Leading the blame game is the returnee Minister of Justice and Attorney General of Nigeria, Mallam Abubakar Malami. The Minister, who was reappointed by President Muhammadu Buhari, few days after the judgement described the ruling as the “consequences of the underhand dealings of the past administration”.

He said: “Sadly, in spite of the spirited and concerted efforts of the current administration to combat corrupt practices and rent-seeking in all its forms, Nigerians woke up on Friday, August 16, 2019, to the rudest consequences of the underhand dealings of the past administration that has resulted in the award of $9 billion against the Federal Republic of Nigeria, by a British court which ruled that Process and Industrial Development Limited had the right to seize $9 billion in Nigerian assets.”

The lawyer went ahead and specifically fingered the administration of former President Goodluck Jonathan as the culprit, saying he connived “with local and International conspirators in a bid to inflict grave economic adversity on the Federal Republic of Nigeria and the good people of Nigeria.”

Malami concluded his blame with a threat, stressing that the federal government would punish any government official whose action or inaction led to the award of $9 billion damages against Nigeria. He also promised that the government “will vigorously defend its rights to protect its people’s assets around the world against the enforcement of the judgement.”

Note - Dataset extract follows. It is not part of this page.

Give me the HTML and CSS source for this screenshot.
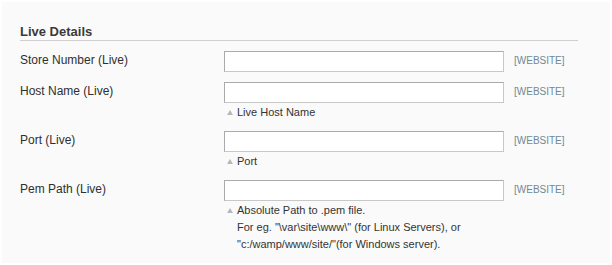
FILE: index.html
```html
<!DOCTYPE html>
<html>
<head>
<meta charset="utf-8">
<link rel="stylesheet" href="styles.css">
</head>
<body>
<div class="panel">
  <h4 class="section-title">Live Details</h4>
  <div class="form-row">
    <label class="label">Store Number (Live)</label>
    <div class="value"><input class="input-text" type="text"></div>
    <div class="scope">[WEBSITE]</div>
  </div>
  <div class="form-row">
    <label class="label">Host Name (Live)</label>
    <div class="value">
      <input class="input-text" type="text">
      <p class="note">Live Host Name</p>
    </div>
    <div class="scope">[WEBSITE]</div>
  </div>
  <div class="form-row">
    <label class="label">Port (Live)</label>
    <div class="value">
      <input class="input-text" type="text">
      <p class="note">Port</p>
    </div>
    <div class="scope">[WEBSITE]</div>
  </div>
  <div class="form-row">
    <label class="label">Pem Path (Live)</label>
    <div class="value">
      <input class="input-text" type="text">
      <p class="note">Absolute Path to .pem file.<br>For eg. "\var\site\www\" (for Linux Servers), or<br>"c:/wamp/www/site/"(for Windows server).</p>
    </div>
    <div class="scope">[WEBSITE]</div>
  </div>
</div>
</body>
</html>
```
FILE: styles.css
```css
html, body {
  margin: 0;
  padding: 0;
  background: #ffffff;
}
body {
  font-family: "Liberation Sans", Arial, sans-serif;
  color: #2f2f2f;
}
.panel {
  margin: 2px;
  height: 261px;
  box-sizing: border-box;
  background: #fafafa;
  padding: 22px 32px 0 18px;
}
.section-title {
  margin: 0 0 10px 0;
  font-size: 13px;
  line-height: 16px;
  font-weight: bold;
  color: #3a3a3a;
  border-bottom: 1px solid #cfcfcf;
}
.form-row {
  display: grid;
  grid-template-columns: 204px 280px auto;
  margin-bottom: 10px;
}
.label {
  font-size: 12px;
  line-height: 18px;
  color: #2f2f2f;
}
.input-text {
  display: block;
  width: 280px;
  height: 21px;
  box-sizing: border-box;
  margin: 0;
  padding: 2px;
  background: #ffffff;
  border: 1px solid;
  border-color: #aaaaaa #c8c8c8 #c8c8c8 #aaaaaa;
}
.note {
  position: relative;
  margin: 1px 0 0 0;
  padding-left: 13px;
  font-size: 11px;
  line-height: 17px;
  color: #333333;
}
.note::before {
  content: "";
  position: absolute;
  left: 3px;
  top: 6px;
  width: 0;
  height: 0;
  border-left: 3px solid transparent;
  border-right: 3px solid transparent;
  border-bottom: 5px solid #b5b9bc;
}
.scope {
  padding-left: 10px;
  padding-top: 1px;
  font-size: 10px;
  line-height: 18px;
  color: #6f8992;
}
```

It is worth knowing that the value of the penalty represents approximately a fifth of the country’s foreign reserves of $45bn. the fact of the case is itemised as follows:

  • The agreement, which set the basis for the current legal action, was a Gas Supply and Processing Agreement signed in January 2010.
  • If concluded, the deal would have offset a significant percentage of Nigeria’s energy deficit (Africa’s largest oil and gas producer has a notoriously epileptic power supply).
  • P&ID claims about $40m were expended on the project, but Nigeria did not meet its obligations and cost the company billions in damages representing future profits it had lost.
  • In 2013, after the deal failed, P&ID dragged the government to court and won a $6.6bn arbitration case against the Federal Government.
  • Four years later, the firm was awarded $6.6bn, with an additional $2.4bn included as accrued interest.
  • Nigeria for years resisted P&ID’s attempts to begin enforcement proceedings of the rulings in the US and the UK; the judgement by the British court now allows the firm to begin seizing Nigerian assets.
  • Under the Jonathan administration, Nigeria negotiated an out-of-court settlement with P&ID for a far smaller sum of $850m. However, the president left the payment to the incoming Buhari administration, which set aside the settlement and asked its lawyers to return to litigation.

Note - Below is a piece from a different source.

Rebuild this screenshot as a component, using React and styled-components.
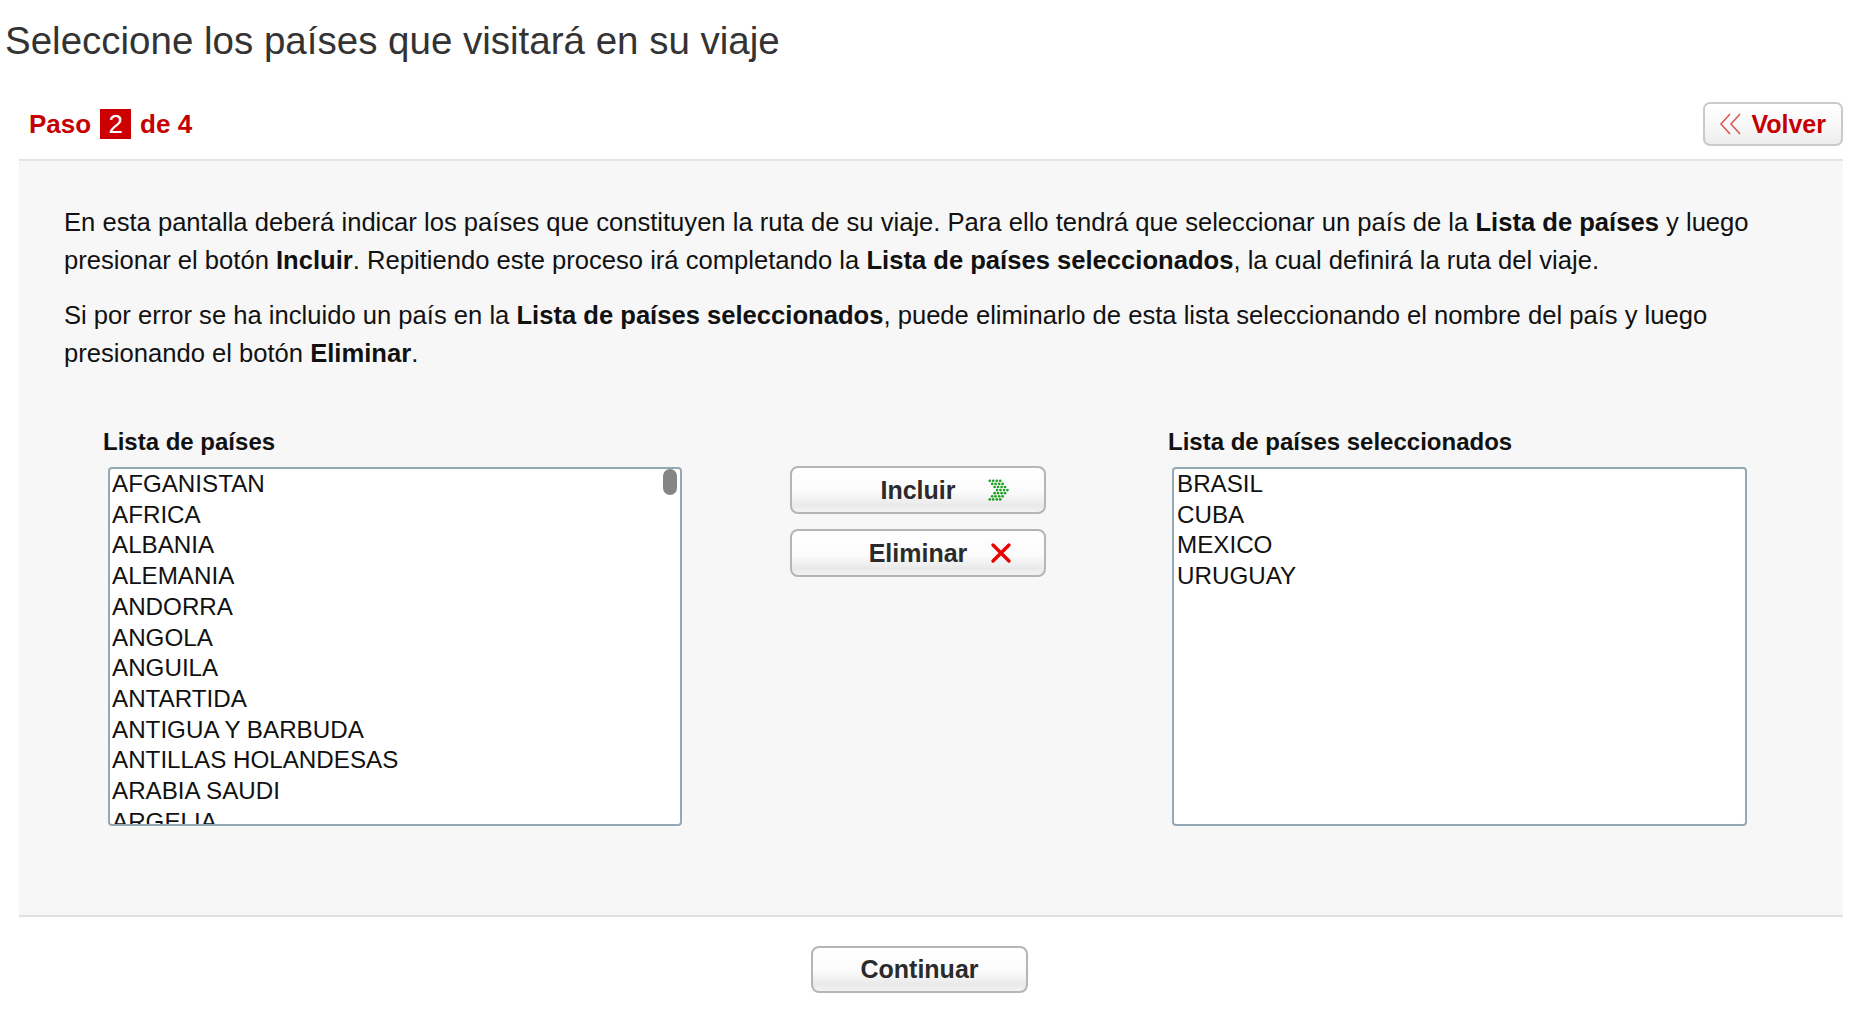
import React from 'react';
import styled, { createGlobalStyle } from 'styled-components';

const GlobalStyle = createGlobalStyle`
  body {
    margin: 0;
    background: #ffffff;
    font-family: "Liberation Sans", Arial, Helvetica, sans-serif;
    color: #111;
  }
`;

const countries = [
  'AFGANISTAN', 'AFRICA', 'ALBANIA', 'ALEMANIA', 'ANDORRA', 'ANGOLA', 'ANGUILA', 'ANTARTIDA',
  'ANTIGUA Y BARBUDA', 'ANTILLAS HOLANDESAS', 'ARABIA SAUDI', 'ARGELIA', 'ARGENTINA', 'ARMENIA',
  'ARUBA', 'ASIA', 'AUSTRALIA', 'AUSTRIA', 'AZERBAIYAN', 'BAHAMAS', 'BAHREIN', 'BANGLADESH',
  'BARBADOS', 'BELGICA', 'BELICE', 'BENIN', 'BERMUDAS', 'BIELORRUSIA', 'BOLIVIA',
  'BOSNIA Y HERZEGOVINA', 'BOTSWANA', 'BRUNEI', 'BULGARIA', 'BURKINA FASO', 'BURUNDI', 'BUTAN',
  'CABO VERDE', 'CAMBOYA', 'CAMERUN', 'CANADA', 'CHAD', 'CHILE', 'CHINA', 'CHIPRE', 'COLOMBIA',
  'COMORES', 'CONGO', 'COREA DEL NORTE', 'COREA DEL SUR', 'COSTA DE MARFIL', 'COSTA RICA',
  'CROACIA', 'DINAMARCA', 'DOMINICA', 'ECUADOR', 'EGIPTO', 'EL SALVADOR', 'EMIRATOS ARABES UNIDOS',
  'ERITREA', 'ESLOVAQUIA', 'ESLOVENIA', 'ESPAÑA', 'ESTADOS UNIDOS', 'ESTONIA', 'ETIOPIA', 'EUROPA',
  'FILIPINAS', 'FINLANDIA', 'FIYI', 'FRANCIA', 'GABON', 'GAMBIA', 'GEORGIA', 'GHANA', 'GIBRALTAR',
  'GRANADA', 'GRECIA', 'GROENLANDIA', 'GUADALUPE', 'GUAM', 'GUATEMALA', 'GUAYANA FRANCESA', 'GUINEA',
  'GUINEA ECUATORIAL', 'GUINEA-BISSAU', 'GUYANA', 'HAITI', 'HONDURAS', 'HONG KONG', 'HUNGRIA',
  'INDIA', 'INDONESIA', 'IRAK', 'IRAN', 'IRLANDA', 'ISLANDIA', 'ISLAS CAIMAN', 'ISLAS COOK',
  'ISLAS MALVINAS', 'ISRAEL', 'ITALIA', 'JAMAICA', 'JAPON', 'JORDANIA', 'KAZAJSTAN', 'KENIA',
  'KIRGUISTAN', 'KIRIBATI', 'KUWAIT', 'LAOS', 'LESOTHO', 'LETONIA', 'LIBANO', 'LIBERIA', 'LIBIA',
  'LIECHTENSTEIN', 'LITUANIA', 'LUXEMBURGO', 'MACAO', 'MACEDONIA', 'MADAGASCAR', 'MALASIA',
  'MALAWI', 'MALDIVAS', 'MALI', 'MALTA', 'MARRUECOS', 'MARTINICA', 'MAURICIO', 'MAURITANIA',
  'MOLDAVIA', 'MONACO', 'MONGOLIA', 'MONTENEGRO', 'MOZAMBIQUE', 'NAMIBIA', 'NEPAL', 'NICARAGUA',
  'NIGER', 'NIGERIA', 'NORUEGA', 'NUEVA ZELANDA', 'OCEANIA', 'OMAN', 'PAISES BAJOS', 'PAKISTAN',
  'PANAMA', 'PAPUA NUEVA GUINEA', 'PARAGUAY', 'PERU', 'POLONIA', 'PORTUGAL', 'PUERTO RICO', 'QATAR',
  'REINO UNIDO', 'REPUBLICA CHECA', 'REPUBLICA DOMINICANA', 'RUANDA', 'RUMANIA', 'RUSIA', 'SENEGAL',
  'SERBIA', 'SINGAPUR', 'SIRIA', 'SOMALIA', 'SRI LANKA', 'SUDAFRICA', 'SUDAN', 'SUECIA', 'SUIZA',
  'SURINAM', 'TAILANDIA', 'TAIWAN', 'TANZANIA', 'TOGO', 'TRINIDAD Y TOBAGO', 'TUNEZ', 'TURQUIA',
  'UCRANIA', 'UGANDA', 'UZBEKISTAN', 'VENEZUELA', 'VIETNAM', 'YEMEN', 'ZAMBIA', 'ZIMBABUE'
];

const selected = ['BRASIL', 'CUBA', 'MEXICO', 'URUGUAY'];

const Title = styled.h1`
  margin: 0;
  padding: 19px 0 0 5px;
  font-size: 38.5px;
  line-height: 44px;
  font-weight: normal;
  color: #333;
`;

const Main = styled.div`
  margin: 39px 31px 0 19px;
`;

const StepBar = styled.div`
  display: flex;
  justify-content: space-between;
  align-items: center;
  padding: 0 0 13px 10px;
  border-bottom: 2px solid #e3e3e3;
`;

const Step = styled.div`
  font-size: 26px;
  font-weight: bold;
  color: #c40000;
`;

const StepNumber = styled.span`
  display: inline-block;
  margin: 0 2px;
  padding: 0 8px;
  line-height: 30px;
  background: #cc0000;
  color: #fff;
  font-weight: normal;
`;

const BackButton = styled.button`
  display: flex;
  align-items: center;
  gap: 8px;
  height: 44px;
  padding: 0 15px 0 14px;
  border: 2px solid #c9c9c9;
  border-radius: 7px;
  background: linear-gradient(#ffffff, #f7f7f7 60%, #ececec);
  color: #c40000;
  font-family: inherit;
  font-size: 25px;
  font-weight: bold;
`;

const Panel = styled.div`
  background: #f7f7f7;
  padding: 42px 60px 89px 45px;
  border-bottom: 2px solid #e0e0e0;
`;

const Intro = styled.p`
  margin: 0 0 17px;
  font-size: 25.6px;
  line-height: 38px;
  color: #111;

  &:last-of-type {
    margin-bottom: 0;
  }
`;

const ListsRow = styled.div`
  display: flex;
  align-items: flex-start;
  margin-top: 56px;
  padding-left: 39px;
`;

const ListColumn = styled.div`
  display: flex;
  flex-direction: column;
`;

const ListLabel = styled.div`
  font-size: 24px;
  line-height: 28px;
  font-weight: bold;
  color: #111;
  margin-bottom: 11px;
`;

const ListFrame = styled.div`
  position: relative;
  margin-left: ${p => p.$offset}px;
  width: ${p => p.$width}px;
  height: 359px;
  box-sizing: border-box;
  border: 2px solid #93a9b3;
  border-radius: 4px;
  background: #fff;
  overflow: hidden;
`;

const ListScroll = styled.div`
  height: 100%;
  overflow-y: auto;
  scrollbar-width: none;

  &::-webkit-scrollbar {
    display: none;
  }
`;

const ScrollThumb = styled.div`
  position: absolute;
  top: 0;
  right: 3px;
  width: 14px;
  height: 26px;
  border-radius: 7px;
  background: #858585;
`;

const ListItem = styled.div`
  padding-left: ${p => p.$indent}px;
  font-size: 24.2px;
  line-height: 30.7px;
  color: #111;
  white-space: nowrap;
`;

const Actions = styled.div`
  display: flex;
  flex-direction: column;
  gap: 15px;
  margin: 0 122px 0 108px;
  padding-top: 38px;
`;

const ActionButton = styled.button`
  position: relative;
  width: ${p => p.$width}px;
  height: ${p => p.$height}px;
  border: 2px solid #b5b5b5;
  border-radius: 8px;
  background: linear-gradient(#ffffff, #fbfbfb 55%, #e9e9e9 85%, #f3f3f3);
  color: #2b2b2b;
  font-family: inherit;
  font-size: 25px;
  font-weight: bold;
  text-align: center;
  padding: 0;
`;

const ButtonIcon = styled.span`
  position: absolute;
  right: 32px;
  top: 50%;
  transform: translateY(-50%);
  display: flex;
`;

const Footer = styled.div`
  display: flex;
  justify-content: center;
  padding: 29px 23px 0 0;
`;

const BackIcon = () => (
  <svg width="24" height="22" viewBox="0 0 24 22">
    <polyline points="11,1 2,11 11,21" fill="none" stroke="#d85a5a" strokeWidth="1.6" />
    <polyline points="21,1 12,11 21,21" fill="none" stroke="#d85a5a" strokeWidth="1.6" />
  </svg>
);

// two dotted chevrons, each two dots thick
const dots = [];
[0, 7].forEach(ox => {
  [0, 1, 2, 3, 4, 5, 6].forEach(r => {
    const d = 3 - Math.abs(r - 3);
    const y = 1.8 + r * 3.1;
    dots.push([ox + 1.8 + d * 2.4, y]);
    dots.push([ox + 5.2 + d * 2.4, y]);
  });
});

const IncludeIcon = () => (
  <svg width="24" height="22" viewBox="0 0 24 22">
    {dots.map(([x, y], i) => (
      <circle key={i} cx={x} cy={y} r="1.35" fill="#22a026" />
    ))}
  </svg>
);

const RemoveIcon = () => (
  <svg width="22" height="22" viewBox="0 0 22 22">
    <path d="M3 3 L19 19 M19 3 L3 19" stroke="#e80000" strokeWidth="3.4" strokeLinecap="round" />
  </svg>
);

export default function App() {
  return (
    <>
      <GlobalStyle />
      <Title>Seleccione los países que visitará en su viaje</Title>
      <Main>
        <StepBar>
          <Step>
            Paso <StepNumber>2</StepNumber> de 4
          </Step>
          <BackButton>
            <BackIcon />
            Volver
          </BackButton>
        </StepBar>
        <Panel>
          <Intro>
            En esta pantalla deberá indicar los países que constituyen la ruta de su viaje. Para ello tendrá que
            seleccionar un país de la <b>Lista de países</b> y luego presionar el botón <b>Incluir</b>. Repitiendo
            este proceso irá completando la <b>Lista de países seleccionados</b>, la cual definirá la ruta del viaje.
          </Intro>
          <Intro>
            Si por error se ha incluido un país en la <b>Lista de países seleccionados</b>, puede eliminarlo de esta
            lista seleccionando el nombre del país y luego presionando el botón <b>Eliminar</b>.
          </Intro>
          <ListsRow>
            <ListColumn>
              <ListLabel>Lista de países</ListLabel>
              <ListFrame $offset={5} $width={574}>
                <ListScroll>
                  {countries.map(c => (
                    <ListItem key={c} $indent={2}>{c}</ListItem>
                  ))}
                </ListScroll>
                <ScrollThumb />
              </ListFrame>
            </ListColumn>
            <Actions>
              <ActionButton $width={256} $height={48}>
                Incluir
                <ButtonIcon><IncludeIcon /></ButtonIcon>
              </ActionButton>
              <ActionButton $width={256} $height={48}>
                Eliminar
                <ButtonIcon><RemoveIcon /></ButtonIcon>
              </ActionButton>
            </Actions>
            <ListColumn>
              <ListLabel>Lista de países seleccionados</ListLabel>
              <ListFrame $offset={4} $width={575}>
                <ListScroll>
                  {selected.map(c => (
                    <ListItem key={c} $indent={3}>{c}</ListItem>
                  ))}
                </ListScroll>
              </ListFrame>
            </ListColumn>
          </ListsRow>
        </Panel>
        <Footer>
          <ActionButton $width={217} $height={47}>Continuar</ActionButton>
        </Footer>
      </Main>
    </>
  );
}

Undaunted by the threats and name calling of the Buhari government, the Jonathan camp responded, throwing the blame to the feet of the present administration. It alleged that the administration failed to pay the $850million out of court settlement with P&ID just to spite the previous administration. The government has however, denied that it did not handle the case diligently.

In a statement, signed by a former aide of Jonathan, Mr. Reno Omokri, the Jonathan camp noted as follows:

“Former President Jonathan was not president in January 2010. During that time, he was completely shut out of power by an unelected cabal that ran Nigeria during the period of the ill health of the late President Yar’Adua, before the National Assembly courageously intervened on February 9, 2010.”

Jonathan assumed office in February 2010 and, according to Omokri, the deal had by then already been set in motion by Rilwanu Lukman, Umaru Musa Yar’Adua’s Petroleum Minister. The cabinet and close allies of the late president had refused to turn over sensitive documents to his deputy because Yar’Adua hadn’t handed over to him as constitutionally stipulated.

“That same cabal has resurrected and has now coalesced around President Muhammadu Buhari, with some of them being made either ministers, or formal and informal advisers. As a matter of fact, the main man behind that cabal is now one of the closest persons to General Buhari.”

Another dangerous twist was added to the crisis, when a statement purportedly made by P&ID surfaced, blaming President Buhari and Mallam Malami for the high cost of the damage. The statement detailed events that transpired since 2010 when the deal was first contracted.
An extract of the statement read thus: “The Attorney General’s pronouncements in the Nigerian press are a clear attempt to cover up his own incompetence and that of the Buhari Administration. This is a matter, which could have been settled shortly after he took office in November 2015 for $850 million. Instead, he personally took the decision to gamble on the arbitration and turned an $850 million liability into a $9.6 billion liability.”

It is okay that the Attorney General has sworn to prosecute and punish everyone involved and responsible for the loss, if it is eventually executed, one thing must be established, will he also prosecute himself if given the afore-mentioned, he also had a role to play.